| DATASET EXCERPTS |

━━━━━━━━━━

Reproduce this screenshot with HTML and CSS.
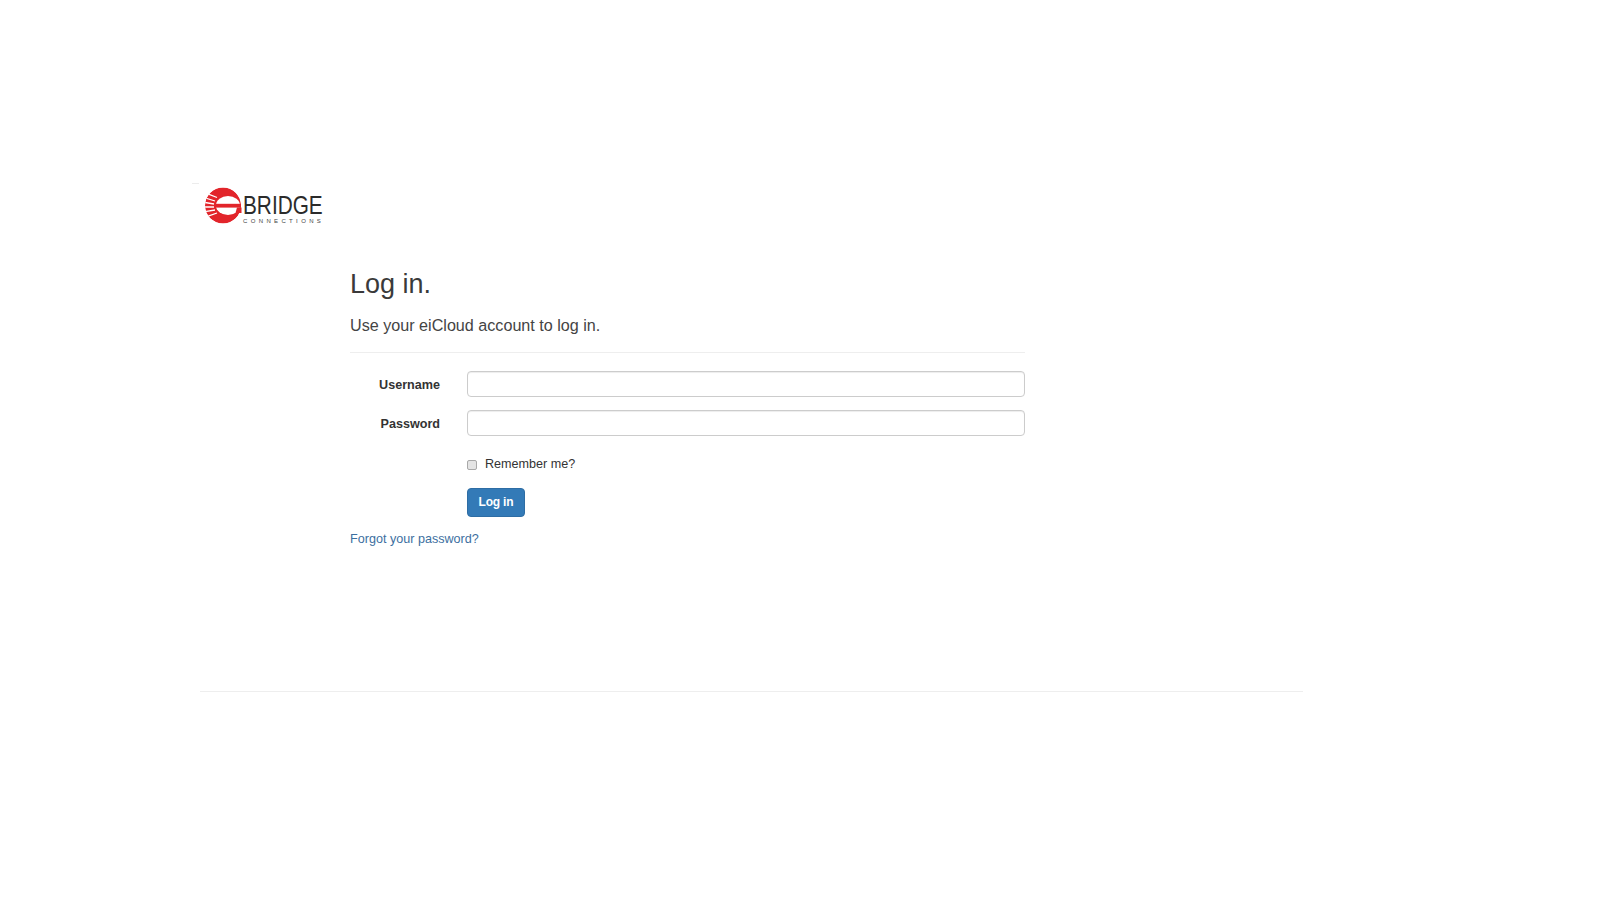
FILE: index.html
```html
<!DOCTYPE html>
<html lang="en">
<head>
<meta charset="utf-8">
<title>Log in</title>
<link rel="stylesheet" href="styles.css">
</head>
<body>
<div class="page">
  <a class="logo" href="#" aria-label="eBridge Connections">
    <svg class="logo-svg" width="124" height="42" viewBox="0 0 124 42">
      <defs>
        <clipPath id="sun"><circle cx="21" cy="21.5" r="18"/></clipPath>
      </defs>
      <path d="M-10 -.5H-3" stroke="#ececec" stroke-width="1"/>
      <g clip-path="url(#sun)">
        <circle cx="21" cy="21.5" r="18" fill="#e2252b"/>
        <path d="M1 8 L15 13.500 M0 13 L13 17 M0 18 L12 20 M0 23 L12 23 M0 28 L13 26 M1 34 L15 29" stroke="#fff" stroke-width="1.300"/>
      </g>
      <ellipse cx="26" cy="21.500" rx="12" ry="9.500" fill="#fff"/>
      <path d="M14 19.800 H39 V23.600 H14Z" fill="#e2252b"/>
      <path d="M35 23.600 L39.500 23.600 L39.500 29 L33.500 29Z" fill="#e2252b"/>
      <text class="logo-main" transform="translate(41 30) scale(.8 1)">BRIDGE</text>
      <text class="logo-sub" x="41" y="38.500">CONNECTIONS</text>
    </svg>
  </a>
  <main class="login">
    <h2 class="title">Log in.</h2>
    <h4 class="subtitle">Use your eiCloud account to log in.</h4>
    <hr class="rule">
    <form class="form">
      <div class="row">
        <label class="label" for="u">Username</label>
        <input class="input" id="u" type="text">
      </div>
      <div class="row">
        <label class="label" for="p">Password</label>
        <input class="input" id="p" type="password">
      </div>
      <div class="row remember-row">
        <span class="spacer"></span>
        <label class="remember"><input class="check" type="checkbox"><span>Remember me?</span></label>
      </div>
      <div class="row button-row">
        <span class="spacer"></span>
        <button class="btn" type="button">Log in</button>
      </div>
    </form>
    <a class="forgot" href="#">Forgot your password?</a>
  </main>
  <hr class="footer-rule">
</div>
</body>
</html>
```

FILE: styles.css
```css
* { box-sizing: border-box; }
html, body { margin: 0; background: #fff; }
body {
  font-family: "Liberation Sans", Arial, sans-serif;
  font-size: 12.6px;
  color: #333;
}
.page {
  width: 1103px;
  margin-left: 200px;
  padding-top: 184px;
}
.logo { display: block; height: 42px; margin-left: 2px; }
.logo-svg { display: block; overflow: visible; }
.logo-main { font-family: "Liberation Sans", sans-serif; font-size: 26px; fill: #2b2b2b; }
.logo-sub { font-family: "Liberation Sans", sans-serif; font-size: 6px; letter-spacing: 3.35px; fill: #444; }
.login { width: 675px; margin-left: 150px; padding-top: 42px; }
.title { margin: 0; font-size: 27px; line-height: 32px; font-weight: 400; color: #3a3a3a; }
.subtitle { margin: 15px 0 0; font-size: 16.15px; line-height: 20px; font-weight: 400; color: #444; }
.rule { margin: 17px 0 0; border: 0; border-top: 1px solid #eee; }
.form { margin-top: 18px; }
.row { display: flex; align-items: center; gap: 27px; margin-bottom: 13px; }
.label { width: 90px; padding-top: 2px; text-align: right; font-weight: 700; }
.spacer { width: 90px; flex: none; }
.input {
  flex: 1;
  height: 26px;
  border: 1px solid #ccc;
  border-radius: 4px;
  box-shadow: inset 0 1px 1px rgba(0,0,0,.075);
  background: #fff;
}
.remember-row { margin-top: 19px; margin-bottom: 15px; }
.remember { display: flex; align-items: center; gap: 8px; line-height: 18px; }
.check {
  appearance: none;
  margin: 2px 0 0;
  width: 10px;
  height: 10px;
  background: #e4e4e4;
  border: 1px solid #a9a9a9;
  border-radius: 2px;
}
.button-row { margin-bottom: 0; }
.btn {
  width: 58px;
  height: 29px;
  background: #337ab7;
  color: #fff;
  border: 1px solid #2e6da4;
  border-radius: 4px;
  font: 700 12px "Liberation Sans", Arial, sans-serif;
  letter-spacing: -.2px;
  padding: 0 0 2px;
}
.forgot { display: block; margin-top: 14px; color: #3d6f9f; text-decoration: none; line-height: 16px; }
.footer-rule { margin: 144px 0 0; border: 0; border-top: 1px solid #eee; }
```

━━━━━━━━━━

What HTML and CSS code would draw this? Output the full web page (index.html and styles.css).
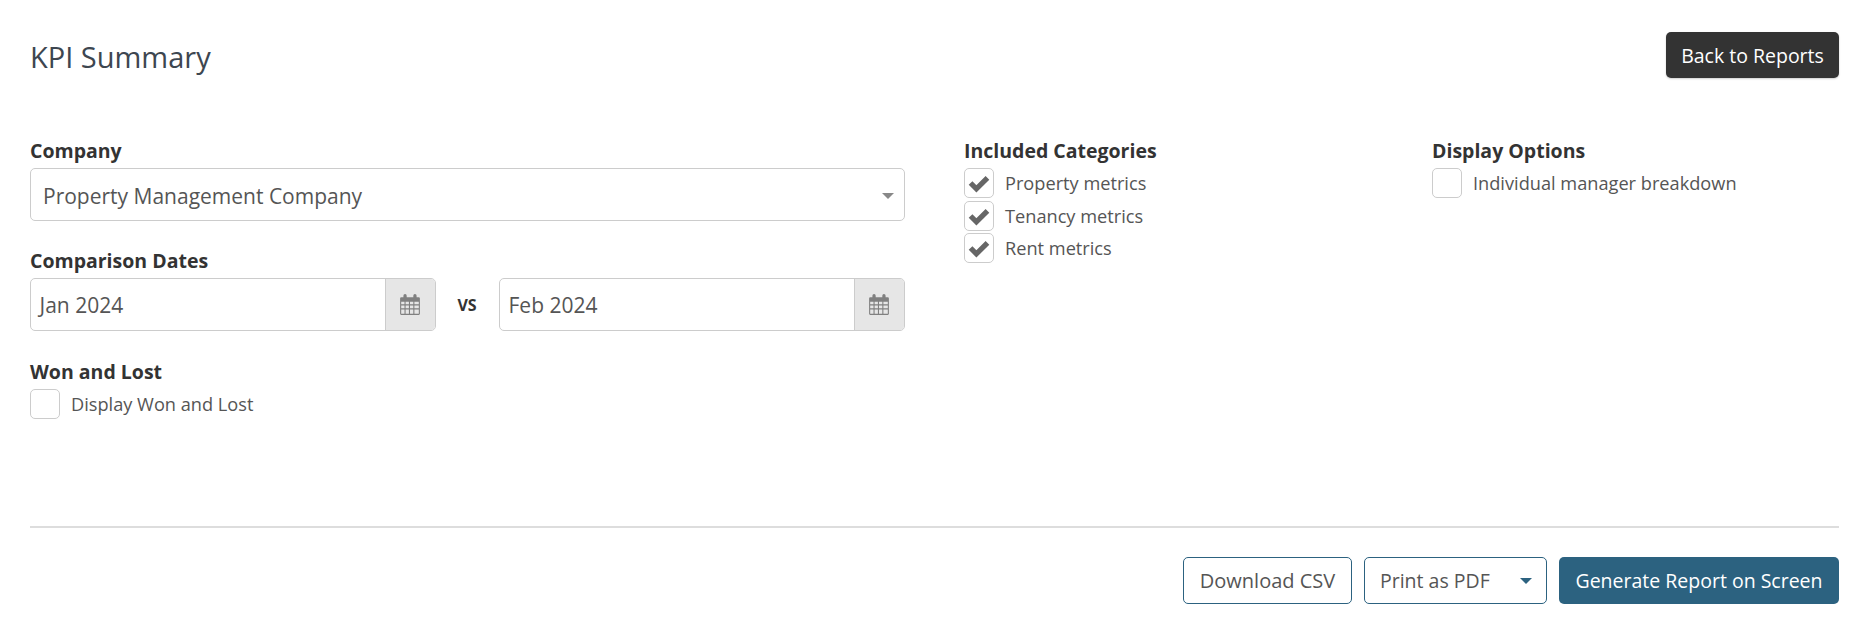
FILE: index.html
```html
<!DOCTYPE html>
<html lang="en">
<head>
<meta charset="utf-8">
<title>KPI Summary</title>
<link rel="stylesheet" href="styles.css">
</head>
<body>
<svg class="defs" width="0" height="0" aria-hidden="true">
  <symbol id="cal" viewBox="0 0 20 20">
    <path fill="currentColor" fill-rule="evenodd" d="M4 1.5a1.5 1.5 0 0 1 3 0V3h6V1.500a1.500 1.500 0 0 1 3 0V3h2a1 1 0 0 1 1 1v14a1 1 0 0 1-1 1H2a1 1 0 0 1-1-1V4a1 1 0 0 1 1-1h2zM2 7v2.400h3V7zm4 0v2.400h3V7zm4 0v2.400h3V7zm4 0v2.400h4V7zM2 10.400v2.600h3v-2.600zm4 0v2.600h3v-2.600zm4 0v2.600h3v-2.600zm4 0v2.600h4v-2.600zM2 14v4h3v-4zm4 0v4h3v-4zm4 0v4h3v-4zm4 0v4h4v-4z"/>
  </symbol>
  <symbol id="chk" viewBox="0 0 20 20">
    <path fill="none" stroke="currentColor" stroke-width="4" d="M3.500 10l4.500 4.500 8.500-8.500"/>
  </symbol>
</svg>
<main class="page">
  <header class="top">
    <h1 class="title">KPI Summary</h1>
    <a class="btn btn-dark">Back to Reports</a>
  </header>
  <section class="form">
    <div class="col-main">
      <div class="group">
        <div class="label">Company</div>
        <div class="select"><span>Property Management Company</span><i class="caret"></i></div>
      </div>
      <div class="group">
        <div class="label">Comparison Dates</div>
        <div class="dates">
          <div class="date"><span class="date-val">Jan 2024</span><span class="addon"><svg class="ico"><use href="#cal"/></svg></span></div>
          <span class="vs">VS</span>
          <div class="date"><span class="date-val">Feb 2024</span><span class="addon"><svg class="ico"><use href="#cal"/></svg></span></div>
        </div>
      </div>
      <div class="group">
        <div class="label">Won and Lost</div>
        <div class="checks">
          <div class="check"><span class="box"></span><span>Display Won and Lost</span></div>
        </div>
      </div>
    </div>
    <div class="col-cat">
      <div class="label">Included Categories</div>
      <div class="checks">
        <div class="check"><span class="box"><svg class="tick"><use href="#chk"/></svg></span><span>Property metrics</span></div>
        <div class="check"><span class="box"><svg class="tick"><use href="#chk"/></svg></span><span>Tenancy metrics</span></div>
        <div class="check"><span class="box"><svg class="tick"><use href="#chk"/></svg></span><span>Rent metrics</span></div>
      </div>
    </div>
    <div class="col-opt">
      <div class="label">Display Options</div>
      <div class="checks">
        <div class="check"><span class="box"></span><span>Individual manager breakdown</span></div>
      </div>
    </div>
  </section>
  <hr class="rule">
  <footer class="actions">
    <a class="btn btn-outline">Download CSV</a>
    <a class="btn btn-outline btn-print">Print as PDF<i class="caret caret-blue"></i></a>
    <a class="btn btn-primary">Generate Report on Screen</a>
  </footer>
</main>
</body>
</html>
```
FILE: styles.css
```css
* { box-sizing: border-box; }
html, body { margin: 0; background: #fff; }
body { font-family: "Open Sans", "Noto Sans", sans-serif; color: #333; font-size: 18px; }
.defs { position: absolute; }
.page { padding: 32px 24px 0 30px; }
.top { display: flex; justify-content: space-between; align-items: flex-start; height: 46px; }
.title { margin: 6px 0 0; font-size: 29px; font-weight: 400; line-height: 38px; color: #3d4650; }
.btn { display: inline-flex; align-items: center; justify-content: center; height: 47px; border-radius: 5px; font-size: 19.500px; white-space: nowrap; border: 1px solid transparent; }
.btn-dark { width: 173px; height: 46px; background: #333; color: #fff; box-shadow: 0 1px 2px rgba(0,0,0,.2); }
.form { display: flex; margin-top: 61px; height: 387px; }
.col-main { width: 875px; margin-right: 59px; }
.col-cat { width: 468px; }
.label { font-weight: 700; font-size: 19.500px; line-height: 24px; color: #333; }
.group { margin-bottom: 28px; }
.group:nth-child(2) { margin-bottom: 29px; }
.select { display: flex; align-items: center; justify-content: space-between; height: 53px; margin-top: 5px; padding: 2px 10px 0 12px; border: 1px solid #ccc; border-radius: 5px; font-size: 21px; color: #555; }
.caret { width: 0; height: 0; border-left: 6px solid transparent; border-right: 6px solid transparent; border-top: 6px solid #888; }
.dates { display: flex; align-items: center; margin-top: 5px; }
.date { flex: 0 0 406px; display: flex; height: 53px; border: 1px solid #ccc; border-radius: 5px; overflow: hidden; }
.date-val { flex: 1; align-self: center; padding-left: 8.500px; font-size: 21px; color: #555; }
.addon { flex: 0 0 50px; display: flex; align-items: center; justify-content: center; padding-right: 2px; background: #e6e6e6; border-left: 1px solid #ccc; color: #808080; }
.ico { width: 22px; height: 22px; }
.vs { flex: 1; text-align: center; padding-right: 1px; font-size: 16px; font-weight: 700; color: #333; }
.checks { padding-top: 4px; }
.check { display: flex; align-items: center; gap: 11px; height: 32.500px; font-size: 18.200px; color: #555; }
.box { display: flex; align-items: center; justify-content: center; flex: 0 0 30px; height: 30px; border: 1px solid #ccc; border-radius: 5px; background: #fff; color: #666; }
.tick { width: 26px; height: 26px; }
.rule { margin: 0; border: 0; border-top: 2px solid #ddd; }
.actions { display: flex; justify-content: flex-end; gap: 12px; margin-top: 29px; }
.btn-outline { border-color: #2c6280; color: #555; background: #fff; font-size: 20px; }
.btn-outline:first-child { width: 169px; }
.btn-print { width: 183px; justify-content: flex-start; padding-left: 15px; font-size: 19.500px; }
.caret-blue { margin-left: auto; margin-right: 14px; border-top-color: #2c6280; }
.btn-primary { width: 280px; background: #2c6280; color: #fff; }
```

━━━━━━━━━━

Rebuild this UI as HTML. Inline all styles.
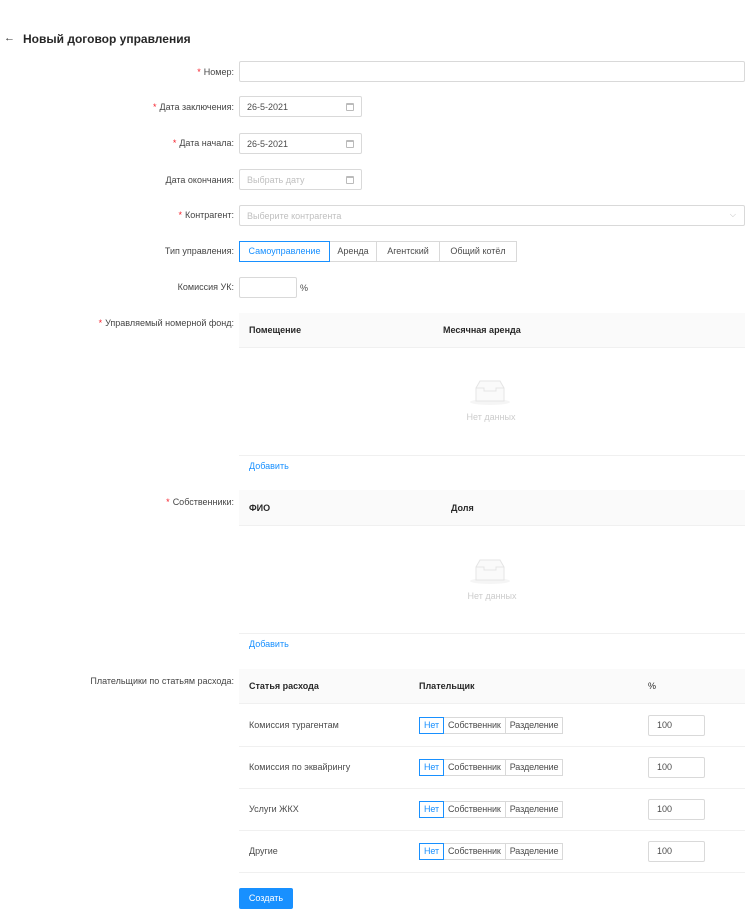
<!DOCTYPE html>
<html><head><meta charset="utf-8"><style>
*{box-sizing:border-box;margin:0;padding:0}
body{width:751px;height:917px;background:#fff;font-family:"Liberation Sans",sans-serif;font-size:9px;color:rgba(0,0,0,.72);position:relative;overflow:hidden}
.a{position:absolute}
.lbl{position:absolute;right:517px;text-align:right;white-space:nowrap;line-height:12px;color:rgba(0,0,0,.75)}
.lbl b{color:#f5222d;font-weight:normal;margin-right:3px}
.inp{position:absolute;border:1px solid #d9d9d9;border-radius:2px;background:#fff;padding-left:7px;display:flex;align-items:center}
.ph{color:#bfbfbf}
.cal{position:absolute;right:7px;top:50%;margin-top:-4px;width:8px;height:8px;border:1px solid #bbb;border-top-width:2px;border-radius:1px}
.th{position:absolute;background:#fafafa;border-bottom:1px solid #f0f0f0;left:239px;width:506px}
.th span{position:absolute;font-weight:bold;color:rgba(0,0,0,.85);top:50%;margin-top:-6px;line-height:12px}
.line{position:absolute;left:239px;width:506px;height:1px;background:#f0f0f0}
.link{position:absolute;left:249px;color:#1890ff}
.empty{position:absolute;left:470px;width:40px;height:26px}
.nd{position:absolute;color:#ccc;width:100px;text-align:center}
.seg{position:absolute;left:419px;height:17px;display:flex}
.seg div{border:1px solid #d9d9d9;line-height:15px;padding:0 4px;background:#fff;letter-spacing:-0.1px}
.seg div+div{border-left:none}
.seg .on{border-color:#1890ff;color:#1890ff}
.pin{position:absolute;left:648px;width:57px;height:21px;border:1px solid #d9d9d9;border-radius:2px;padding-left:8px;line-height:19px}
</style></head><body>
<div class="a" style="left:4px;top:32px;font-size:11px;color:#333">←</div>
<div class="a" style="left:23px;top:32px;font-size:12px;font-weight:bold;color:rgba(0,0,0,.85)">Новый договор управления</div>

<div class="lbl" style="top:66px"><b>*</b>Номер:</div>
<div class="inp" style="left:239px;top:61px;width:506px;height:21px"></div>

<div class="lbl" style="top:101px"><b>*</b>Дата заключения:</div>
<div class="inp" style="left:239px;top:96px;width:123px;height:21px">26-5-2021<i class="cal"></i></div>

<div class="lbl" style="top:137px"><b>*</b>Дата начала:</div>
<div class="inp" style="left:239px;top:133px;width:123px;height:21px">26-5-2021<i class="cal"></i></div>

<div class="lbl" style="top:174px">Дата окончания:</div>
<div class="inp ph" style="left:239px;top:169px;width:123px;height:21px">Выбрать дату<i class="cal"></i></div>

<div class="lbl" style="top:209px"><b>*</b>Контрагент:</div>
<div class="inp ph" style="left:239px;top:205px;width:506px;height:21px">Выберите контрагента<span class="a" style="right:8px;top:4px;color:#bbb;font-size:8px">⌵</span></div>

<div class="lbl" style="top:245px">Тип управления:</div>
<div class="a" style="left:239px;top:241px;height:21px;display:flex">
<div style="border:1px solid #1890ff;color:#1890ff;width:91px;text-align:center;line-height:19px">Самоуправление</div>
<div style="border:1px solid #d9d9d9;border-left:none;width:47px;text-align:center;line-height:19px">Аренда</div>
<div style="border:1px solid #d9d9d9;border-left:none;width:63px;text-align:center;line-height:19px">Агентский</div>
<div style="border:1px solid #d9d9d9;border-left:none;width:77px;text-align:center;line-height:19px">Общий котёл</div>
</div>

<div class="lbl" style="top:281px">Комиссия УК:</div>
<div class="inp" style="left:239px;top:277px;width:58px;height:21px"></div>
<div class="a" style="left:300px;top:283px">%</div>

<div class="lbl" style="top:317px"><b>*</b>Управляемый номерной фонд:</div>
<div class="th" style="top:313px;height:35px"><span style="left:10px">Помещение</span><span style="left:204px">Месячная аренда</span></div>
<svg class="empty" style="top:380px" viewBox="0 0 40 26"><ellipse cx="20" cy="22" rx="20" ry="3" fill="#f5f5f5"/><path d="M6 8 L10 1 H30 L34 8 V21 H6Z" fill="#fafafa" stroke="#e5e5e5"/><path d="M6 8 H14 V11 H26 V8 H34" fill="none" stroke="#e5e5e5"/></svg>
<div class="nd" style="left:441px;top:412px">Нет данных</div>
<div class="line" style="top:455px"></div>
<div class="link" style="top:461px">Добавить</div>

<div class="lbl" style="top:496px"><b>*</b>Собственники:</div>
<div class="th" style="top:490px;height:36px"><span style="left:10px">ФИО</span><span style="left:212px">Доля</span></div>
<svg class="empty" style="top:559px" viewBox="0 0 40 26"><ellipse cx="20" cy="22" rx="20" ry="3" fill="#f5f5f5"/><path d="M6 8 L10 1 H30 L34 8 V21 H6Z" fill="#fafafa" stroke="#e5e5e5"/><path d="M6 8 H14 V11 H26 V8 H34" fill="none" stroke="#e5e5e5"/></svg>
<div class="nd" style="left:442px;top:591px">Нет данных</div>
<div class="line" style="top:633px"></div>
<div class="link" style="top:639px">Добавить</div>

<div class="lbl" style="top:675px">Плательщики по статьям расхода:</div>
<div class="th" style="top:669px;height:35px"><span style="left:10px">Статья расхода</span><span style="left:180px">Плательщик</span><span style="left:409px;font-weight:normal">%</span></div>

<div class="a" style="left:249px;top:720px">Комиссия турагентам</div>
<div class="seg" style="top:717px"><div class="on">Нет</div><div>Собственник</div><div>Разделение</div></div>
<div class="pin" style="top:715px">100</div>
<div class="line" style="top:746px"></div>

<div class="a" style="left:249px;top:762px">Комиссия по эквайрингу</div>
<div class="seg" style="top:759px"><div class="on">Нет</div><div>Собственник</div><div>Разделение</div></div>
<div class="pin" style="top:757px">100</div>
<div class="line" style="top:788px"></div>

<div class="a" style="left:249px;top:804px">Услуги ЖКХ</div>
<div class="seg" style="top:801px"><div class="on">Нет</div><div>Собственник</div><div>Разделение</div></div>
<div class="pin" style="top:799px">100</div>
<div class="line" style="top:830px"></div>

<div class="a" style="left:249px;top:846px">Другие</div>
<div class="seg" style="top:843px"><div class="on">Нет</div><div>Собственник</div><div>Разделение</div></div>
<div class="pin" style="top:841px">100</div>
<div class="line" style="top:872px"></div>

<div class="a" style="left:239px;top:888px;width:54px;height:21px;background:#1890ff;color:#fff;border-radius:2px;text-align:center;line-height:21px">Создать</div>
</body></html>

━━━━━━━━━━

| TASK DESCRIPTION |
Find every line in the records above that contains the word "page", and copy each one.

| SOLUTION |
<div class="page">
.page {
What HTML and CSS code would draw this? Output the full web page (index.html and styles.css).
<main class="page">
.page { padding: 32px 24px 0 30px; }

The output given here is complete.